As of Q3 2020, AWS contributes 12.7% of Amazon’s total quarterly net sales (or US $11.6 billion), but 57% of its operating cash flow. For Amazon, this is a very profitable segment of its business. Note that as the size of the business grows, its growth rate has slowed (to 30% year over year).
Not just an e-commerce business anymore
For most observers, Amazon is just an e-commerce company. But as you can now see, e-commerce is just the beginning. Amazon has turned itself into a diverse platform that powers many other things. In Q3 2020, while its core 1st party e-commerce business contributes only about half of its net sales, the rest of Amazon has grown into substantial revenue generators.
After analyzing Amazon’s different segments, one can’t help but see the different flywheels that businesses have; growth in one area promotes growth in the other. It is truly formidable – as most businesses are lucky to have just one flywheel.
Back to our original premise. As of this writing, Amazon’s market capitalization is at US $1.6 trillion. Is this an under-valuation? Or an over-valuation?
Over the course of this two-part deep dives (part 1 can be found here), we’ve listed numerous companies that Amazon competes with.

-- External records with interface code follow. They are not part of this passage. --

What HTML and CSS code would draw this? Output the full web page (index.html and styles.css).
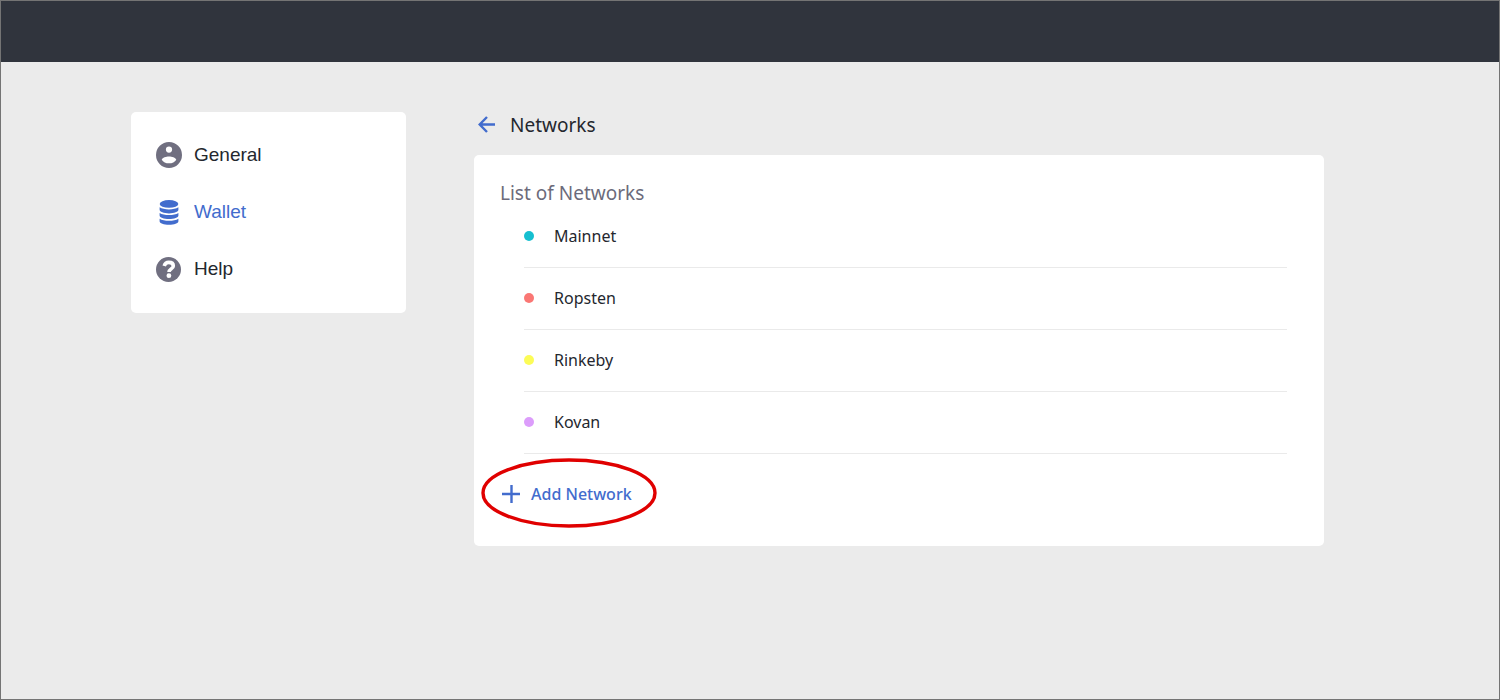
FILE: index.html
```html
<!DOCTYPE html>
<html lang="en">
<head>
<meta charset="utf-8">
<title>Networks</title>
<link rel="stylesheet" href="styles.css">
</head>
<body>
<header class="topbar"></header>
<div class="layout">
  <nav class="sidebar" aria-label="Settings">
    <a class="nav-item" href="#general">
      <svg class="nav-icon" viewBox="2 2 20 20" aria-hidden="true"><path fill="currentColor" d="M12 2a10 10 0 1 0 0 20 10 10 0 0 0 0-20zm0 3.400a2.400 2.400 0 1 1 0 4.800 2.400 2.400 0 0 1 0-4.800zm0 13c-2.500 0-4.500-1.100-5.600-2.800C7 14.100 9.700 13.200 12 13.200s5 .9 5.600 2.400c-1.100 1.700-3.100 2.800-5.600 2.800z"/></svg>
      <span>General</span>
    </a>
    <a class="nav-item nav-item-active" href="#wallet" aria-current="page">
      <svg class="nav-icon" viewBox="0 0 26 26" aria-hidden="true"><g fill="currentColor"><ellipse cx="13" cy="4.900" rx="9.300" ry="3.900"/><path id="disc" d="M3.600 8.300c2.200 1.400 5.600 2.100 9.400 2.100s7.200-.7 9.400-2.100v2.500c0 2.100-4.200 3.600-9.400 3.600s-9.400-1.500-9.400-3.600z"/><use href="#disc" y="5.700"/><use href="#disc" y="11.400"/></g></svg>
      <span>Wallet</span>
    </a>
    <a class="nav-item" href="#help">
      <svg class="nav-icon" viewBox="0 0 26 26" aria-hidden="true"><circle cx="12.500" cy="13.500" r="12.500" fill="currentColor"/><path d="M8.200 9.900C8.800 7.800 10.300 6.400 12.800 6.400c2.600 0 4.500 1.300 4.500 3.500 0 3-4.300 3-4.300 6.200" fill="none" stroke="#fff" stroke-width="3.600"/><circle cx="12.900" cy="19.700" r="2.400" fill="#fff"/></svg>
      <span>Help</span>
    </a>
  </nav>
  <main class="content">
    <div class="heading">
      <a class="back" href="#wallet" aria-label="Back"><svg class="back-icon" viewBox="0 0 18 18" aria-hidden="true"><path d="M9 1 1.700 8.500 9 16M1.700 8.500H17" fill="none" stroke="currentColor" stroke-width="2.400"/></svg></a>
      <h1 class="title">Networks</h1>
    </div>
    <section class="card">
      <h2 class="card-title">List of Networks</h2>
      <ul class="networks">
        <li class="network"><span class="dot dot-mainnet"></span>Mainnet</li>
        <li class="network"><span class="dot dot-ropsten"></span>Ropsten</li>
        <li class="network"><span class="dot dot-rinkeby"></span>Rinkeby</li>
        <li class="network"><span class="dot dot-kovan"></span>Kovan</li>
      </ul>
      <button class="add" type="button">
        <svg class="add-icon" viewBox="0 0 18 18" aria-hidden="true"><path d="M9.500 0v18M0 9h18" stroke="currentColor" stroke-width="2.400"/></svg>
        <span>Add Network</span>
        <svg class="ring" viewBox="0 0 176 70" aria-hidden="true"><ellipse cx="88" cy="35" rx="86" ry="33" fill="none" stroke="#e00000" stroke-width="3.400"/></svg>
      </button>
    </section>
  </main>
</div>
</body>
</html>
```
FILE: styles.css
```css
* { box-sizing: border-box; }
body {
  margin: 0;
  min-height: 100vh;
  border: 1px solid #747474;
  background: #ebebeb;
  color: #24272e;
  font-family: "Noto Sans", sans-serif;
}
.topbar { height: 61px; background: #30343d; }
.layout {
  display: flex;
  align-items: flex-start;
  gap: 68px;
  padding: 50px 175px 50px 130px;
}
.sidebar {
  flex: 0 0 275px;
  display: flex;
  flex-direction: column;
  gap: 31px;
  padding: 30px 25px 31px;
  border-radius: 5px;
  background: #fff;
}
.nav-item {
  display: flex;
  align-items: center;
  gap: 12px;
  color: #24272e;
  font: 19px/26px "Liberation Sans", Arial, sans-serif;
  text-decoration: none;
}
.nav-icon { flex: none; width: 26px; height: 26px; color: #706f80; }
.nav-item-active, .nav-item-active .nav-icon { color: #426ccd; }
.content { flex: 1; min-width: 0; }
.heading { display: flex; align-items: center; gap: 14px; padding-left: 4px; }
.back { display: flex; color: #426ccd; }
.back-icon { width: 18px; height: 18px; }
.title, .card-title { margin: 0; font-size: 19px; line-height: 26px; font-weight: 400; }
.card {
  margin-top: 17px;
  padding: 25px 37px 40px 26px;
  border-radius: 5px;
  background: #fff;
}
.card-title { color: #6c6b7b; }
.networks { margin: 0 0 0 24px; padding: 0; list-style: none; }
.network {
  display: flex;
  align-items: center;
  gap: 20px;
  padding: 18px 0 19px;
  border-bottom: 1px solid #eaeaea;
  font-size: 16px;
  line-height: 24px;
}
.dot { width: 10px; height: 10px; border-radius: 50%; }
.dot-mainnet { background: #16bfd0; }
.dot-ropsten { background: #fa7774; }
.dot-rinkeby { background: #fcfc57; }
.dot-kovan { background: #dc9dfb; }
.add {
  position: relative;
  display: flex;
  align-items: center;
  gap: 11px;
  margin-top: 28px;
  padding: 0 0 0 2px;
  border: 0;
  background: none;
  color: #426ccd;
  font: 500 16px/24px "Noto Sans", sans-serif;
}
.add-icon { width: 18px; height: 18px; }
.ring { position: absolute; left: -19px; top: -24px; width: 176px; height: 70px; pointer-events: none; }
```
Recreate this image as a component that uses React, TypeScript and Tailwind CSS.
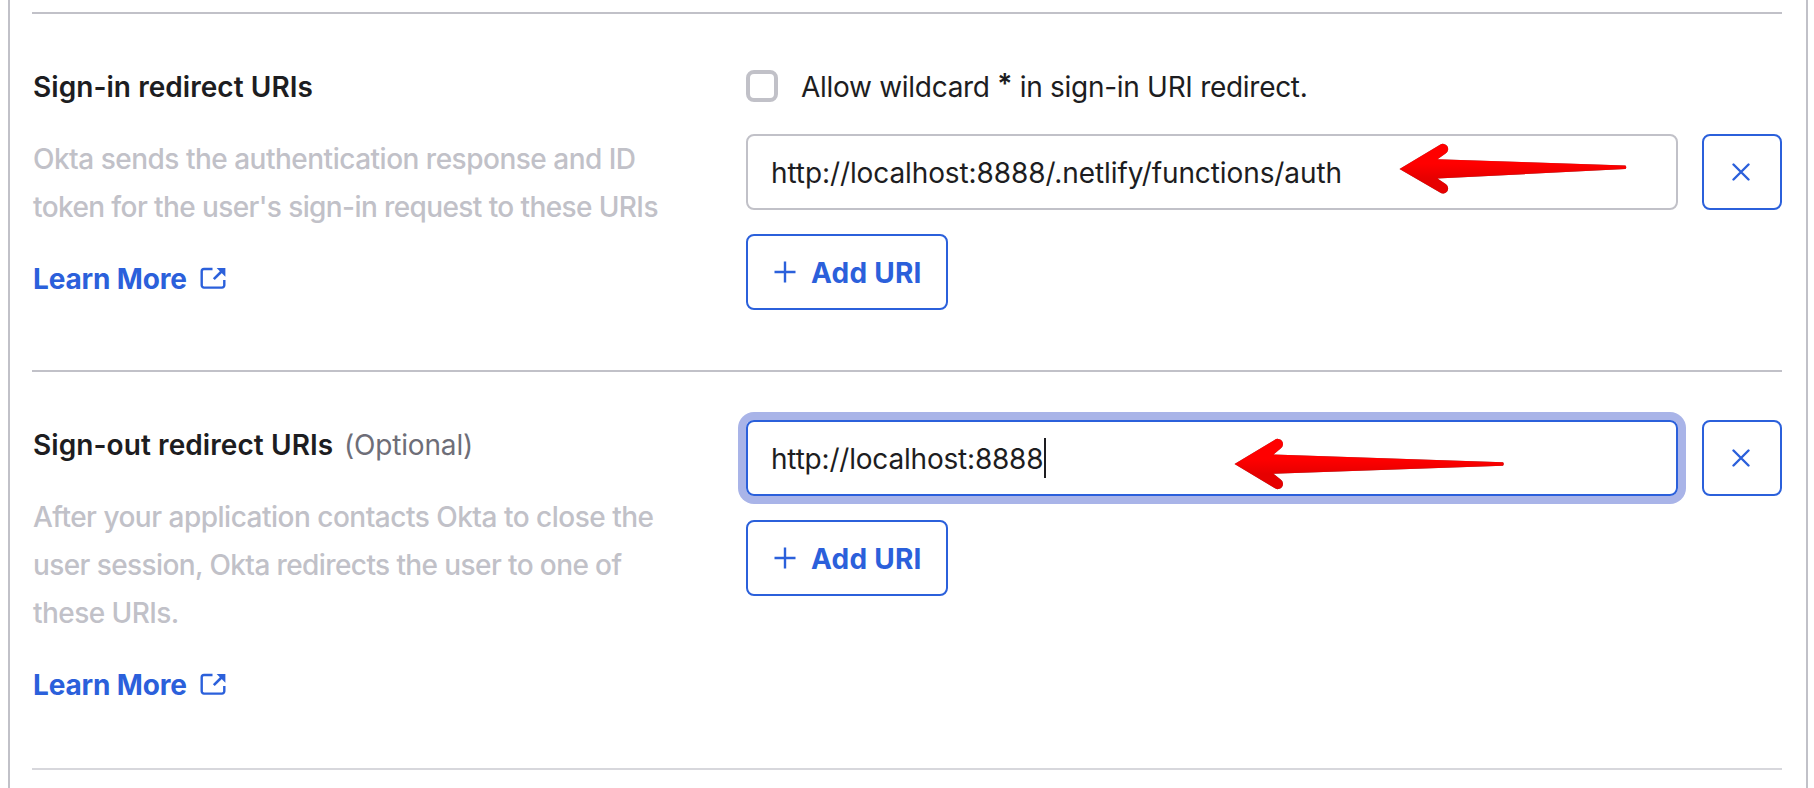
import React from 'react';

function ExternalIcon() {
  return (
    <svg width="26" height="22" viewBox="0 0 26 22" fill="none" className="mb-[2px] shrink-0">
      <path d="M12.5 2H4A2.3 2.3 0 0 0 1.7 4.3v14A2.3 2.3 0 0 0 4 20.6h18a2.3 2.3 0 0 0 2.3-2.3V13" stroke="#2b60db" strokeWidth="2.4" />
      <path d="M13.8 12.2 22 4" stroke="#2b60db" strokeWidth="2.6" />
      <path d="M16.6 0.9H25.4V9.7Z" fill="#2b60db" />
    </svg>
  );
}

function LearnMore() {
  return (
    <a href="#" className="mt-6 flex h-12 items-center font-bold text-[#2b60db]">
      <span className="w-[167px] tracking-[-0.15px]">Learn More</span>
      <ExternalIcon />
    </a>
  );
}

function RemoveButton() {
  return (
    <button aria-label="Remove" className="flex h-[76px] w-20 shrink-0 items-center justify-center rounded-[8px] border-2 border-[#2b60db] bg-white pr-[2px]">
      <svg width="18" height="18" viewBox="0 0 18 18" fill="none" stroke="#2b60db" strokeWidth="2.4" strokeLinecap="round">
        <path d="M1.5 1.5 16.5 16.5M16.5 1.5 1.5 16.5" />
      </svg>
    </button>
  );
}

function AddButton() {
  return (
    <button className="mt-6 flex h-[76px] w-[202px] items-center rounded-[8px] border-2 border-[#2b60db] bg-white pl-[26px] font-bold text-[#2b60db]">
      <svg width="22" height="22" viewBox="0 0 22 22" fill="none" stroke="#2b60db" strokeWidth="2.4" className="mr-[15px]">
        <path d="M11 0.5V21.5M0.5 11H21.5" />
      </svg>
      <span className="pt-px tracking-[0.25px]">Add URI</span>
    </button>
  );
}

function Arrow({ d, id, className }: { d: string; id: string; className: string }) {
  return (
    <svg viewBox="0 0 290 60" width="290" height="60" className={className}>
      <defs>
        <linearGradient id={id} x1="0" y1="0" x2="0" y2="1">
          <stop offset="0.4" stopColor="#ff0000" />
          <stop offset="0.7" stopColor="#e60000" />
        </linearGradient>
      </defs>
      <path d={d} fill={`url(#${id})`} className="drop-shadow-[0_0.5px_0.5px_rgba(0,0,0,0.5)]" />
    </svg>
  );
}

export default function App() {
  return (
    <div className="h-[788px] w-[1814px] overflow-hidden bg-white pl-2 pr-[6px] font-['Inter',sans-serif] text-[28px] leading-[48px] text-[#1d1d21]">
      <div className="h-full border-x-2 border-[#c1c1c8] pl-[22px] pr-6 pt-3">
        <section className="flex h-[358px] border-t-2 border-[#c1c1c8] pt-12">
          <div className="w-[714px] shrink-0 whitespace-nowrap pl-[1px] pt-px">
            <h3 className="font-semibold tracking-[0.05px]">Sign-in redirect URIs</h3>
            <p className="mt-6 font-[450] text-[#c1c1c8]">
              <span className="block tracking-[-0.5px]">Okta sends the authentication response and ID</span>
              <span className="block tracking-[-0.6px]">token for the user's sign-in request to these URIs</span>
            </p>
            <LearnMore />
          </div>
          <div className="w-[1036px]">
            <label className="flex h-12 items-center">
              <span className="mr-[23px] size-8 rounded-[8px] border-4 border-[#c1c1c8]" />
              <span className="whitespace-pre pt-px tracking-[-0.29px]">
                Allow wildcard <span className="relative -top-[3px] font-semibold">*</span> in sign-in URI redirect.
              </span>
            </label>
            <div className="mt-6 flex gap-6">
              <div className="relative flex h-[76px] w-[932px] items-center rounded-[8px] border-2 border-[#c1c1c8] pl-[23px]">
                <span className="pt-px tracking-[-0.1px]">http://localhost:8888/.netlify/functions/auth</span>
                <Arrow
                  id="shaft-in"
                  className="absolute left-[642px] top-[4px]"
                  d="M9.5 29 50 4.8A5 5 0 0 1 56 13.2L47.5 19.2 235.5 25.4Q237 27.2 235.5 29L47.5 38.5 56 44.3A5 5 0 0 1 50 52.6Z"
                />
              </div>
              <RemoveButton />
            </div>
            <AddButton />
          </div>
        </section>
        <section className="flex h-[400px] border-y-2 border-t-[#c1c1c8] border-b-[#d7d7dc] pt-12">
          <div className="w-[714px] shrink-0 whitespace-nowrap pl-[1px] pt-px">
            <h3 className="flex">
              <span className="w-[311px] font-semibold tracking-[0.08px]">Sign-out redirect URIs</span>
              <span className="tracking-[-0.17px] text-[#6e6e78]">(Optional)</span>
            </h3>
            <p className="mt-6 font-[450] text-[#c1c1c8]">
              <span className="block tracking-[-0.5px]">After your application contacts Okta to close the</span>
              <span className="block tracking-[-0.6px]">user session, Okta redirects the user to one of</span>
              <span className="block tracking-[-0.56px]">these URIs.</span>
            </p>
            <LearnMore />
          </div>
          <div className="w-[1036px]">
            <div className="flex gap-6">
              <div className="relative flex h-[76px] w-[932px] items-center rounded-[8px] border-2 border-[#2b60db] pl-[23px] ring-8 ring-[#a9b4e8]">
                <span className="w-[273px] pt-px tracking-[-0.2px]">http://localhost:8888</span>
                <span className="h-10 w-[2px] bg-[#1d1d21]" />
                <Arrow
                  id="shaft-out"
                  className="absolute left-[476px] top-[12px]"
                  d="M10.5 30 50.5 6A5 5 0 0 1 57 14.2L49.5 20.5 279 28.3Q280.5 30 279 31.7L49.5 39.7 57 45.8A5 5 0 0 1 50.5 54Z"
                />
              </div>
              <RemoveButton />
            </div>
            <AddButton />
          </div>
        </section>
      </div>
    </div>
  );
}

But how do their valuations stack up?
Figure 6 shows the back of the envelope comparison (it does not take into account growth rate, profitability or market share) market capitalization of Amazon vs. other companies it competes with. In streaming, it competes with Netflix and Roku. In e-commerce, it competes with Walmart and Shopify, etc. We estimate that AWS as a standalone company is valued at about 40% of Amazon’s market cap.
As you can see, adding the market cap of these companies together gives you a value that exceeds Amazon’s current market cap. It is often the case that investors value a business more highly when it is spun off into an independent entity.
So, it is likely that even as part of FAANG, Amazon is undervalued.